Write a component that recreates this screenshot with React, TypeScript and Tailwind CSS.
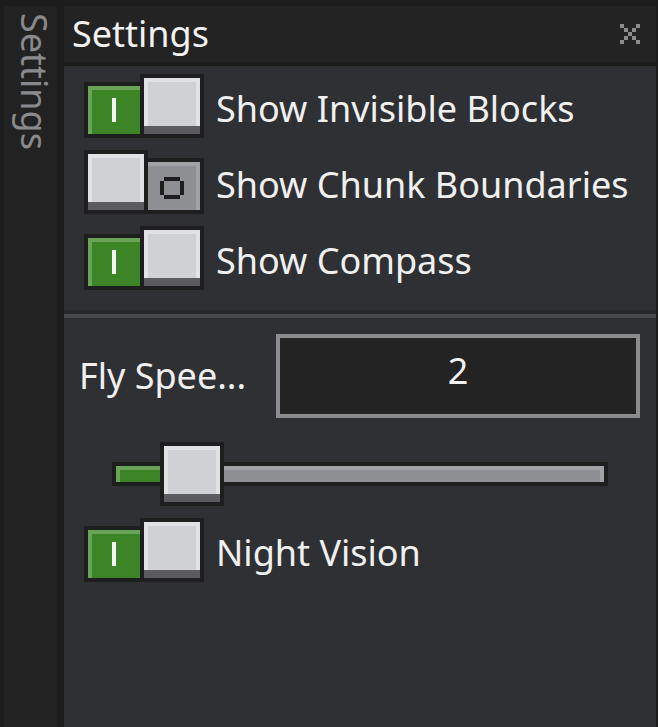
import React from "react";

const OnToggle = () => (
  <div className="flex items-end w-[120px] h-[64px] shrink-0">
    <div className="w-[56px] h-[56px] bg-[#1e1e1e] pl-[4px] pt-[4px] pb-[4px]">
      <div className="w-full h-full bg-[#3b8526] border-t-[4px] border-l-[4px] border-[#6aa459] flex items-center justify-center pr-[4px]">
        <div className="w-[4px] h-[24px] bg-[#f4f4f4] -mt-[4px]" />
      </div>
    </div>
    <div className="w-[64px] h-[64px] bg-[#1e1e1e] p-[4px]">
      <div className="w-full h-full flex flex-col">
        <div className="flex-1 bg-[#d0d1d4] border-t-[4px] border-l-[4px] border-r-[4px] border-[#e1e2e4]" />
        <div className="h-[8px] bg-[#5c5c5e]" />
      </div>
    </div>
  </div>
);

const OffToggle = () => (
  <div className="flex items-end w-[120px] h-[64px] shrink-0">
    <div className="w-[64px] h-[64px] bg-[#1e1e1e] p-[4px]">
      <div className="w-full h-full flex flex-col">
        <div className="flex-1 bg-[#d0d1d4] border-t-[4px] border-l-[4px] border-r-[4px] border-[#e1e2e4]" />
        <div className="h-[8px] bg-[#5c5c5e]" />
      </div>
    </div>
    <div className="w-[56px] h-[56px] bg-[#1e1e1e] pr-[4px] pt-[4px] pb-[4px]">
      <div className="w-full h-full bg-[#8e8f93] border-t-[4px] border-r-[4px] border-[#a1a2a5] flex items-center justify-center">
        <svg width="24" height="22" viewBox="0 0 24 22" shapeRendering="crispEdges">
          <rect x="4" y="0" width="16" height="4" fill="#1e1e1e" />
          <rect x="4" y="18" width="16" height="4" fill="#1e1e1e" />
          <rect x="0" y="4" width="4" height="14" fill="#1e1e1e" />
          <rect x="20" y="4" width="4" height="14" fill="#1e1e1e" />
        </svg>
      </div>
    </div>
  </div>
);

const ToggleRow = ({ on, label }: { on: boolean; label: string }) => (
  <div className="flex items-center h-[64px]">
    {on ? <OnToggle /> : <OffToggle />}
    <span className="ml-[12px] pt-[6px] text-[36px] text-[#f0f0f0] whitespace-nowrap leading-normal">{label}</span>
  </div>
);

export default function App() {
  return (
    <div className="w-[658px] h-[727px] bg-[#1c1c1c] flex pt-[6px] overflow-hidden font-['Noto_Sans',sans-serif]">
      <div className="w-[64px] h-full flex">
        <div className="ml-[4px] w-[53px] h-full bg-[#222222]">
          <div className="ml-[3px] pt-[7px] text-[36px] text-[#8a8a8c] [writing-mode:vertical-rl] leading-normal">
            Settings
          </div>
        </div>
      </div>
      <div className="w-[592px] h-full flex flex-col">
        <div className="h-[56px] bg-[#232323] flex items-center justify-between pl-[8px] pr-[16px]">
          <span className="text-[36px] text-[#f2f2f2] leading-normal">Settings</span>
          <svg width="20" height="20" viewBox="0 0 20 20" shapeRendering="crispEdges">
            <g fill="#8c8c8c">
              <rect x="0" y="0" width="4" height="4" />
              <rect x="4" y="4" width="4" height="4" />
              <rect x="8" y="8" width="4" height="4" />
              <rect x="12" y="12" width="4" height="4" />
              <rect x="16" y="16" width="4" height="4" />
              <rect x="16" y="0" width="4" height="4" />
              <rect x="12" y="4" width="4" height="4" />
              <rect x="4" y="12" width="4" height="4" />
              <rect x="0" y="16" width="4" height="4" />
            </g>
          </svg>
        </div>
        <div className="h-[4px] bg-[#1c1c1c]" />
        <div className="flex-1 bg-[#2f3033] flex flex-col">
          <div className="pt-[8px] pl-[20px] flex flex-col gap-[12px]">
            <ToggleRow on label="Show Invisible Blocks" />
            <ToggleRow on={false} label="Show Chunk Boundaries" />
            <ToggleRow on label="Show Compass" />
          </div>
          <div className="mt-[20px] h-[4px] bg-[#28292b]" />
          <div className="h-[4px] bg-[#48494c]" />
          <div className="mt-[16px] pl-[15px] pr-[16px] flex items-center h-[84px]">
            <span className="w-[197px] shrink-0 text-[36px] text-[#f0f0f0] leading-normal whitespace-nowrap">Fly Spee...</span>
            <div className="flex-1 h-[84px] border-[4px] border-[#8c8c8f] bg-[#232323] flex items-center justify-center pb-[11px]">
              <span className="text-[36px] text-[#f2f2f2] leading-normal">2</span>
            </div>
          </div>
          <div className="mt-[24px] pl-[48px] h-[64px] flex items-center">
            <div className="relative w-[496px] h-[24px] bg-[#1e1e1e] p-[4px] flex">
              <div className="w-[48px] h-full bg-[#3b8526] border-l-[4px] border-t-[4px] border-[#6aa459]" />
              <div className="flex-1 h-full bg-[#8e8f93] border-t-[4px] border-r-[4px] border-[#a1a2a5]" />
              <div className="absolute left-[48px] top-[-20px] w-[64px] h-[64px] bg-[#1e1e1e] p-[4px]">
                <div className="w-full h-full flex flex-col">
                  <div className="flex-1 bg-[#d0d1d4] border-t-[4px] border-l-[4px] border-r-[4px] border-[#e1e2e4]" />
                  <div className="h-[8px] bg-[#5c5c5e]" />
                </div>
              </div>
            </div>
          </div>
          <div className="mt-[12px] pl-[20px]">
            <ToggleRow on label="Night Vision" />
          </div>
        </div>
      </div>
      <div className="w-[2px] h-full bg-[#1c1c1c]" />
    </div>
  );
}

▸ TASK DIRECTIONS
From the first line above down to the line with "import React from", reproduce every line and no others, omitting pictures.

▸ ANSWER TO THIS PROBLEM
Write a component that recreates this screenshot with React, TypeScript and Tailwind CSS.
import React from "react";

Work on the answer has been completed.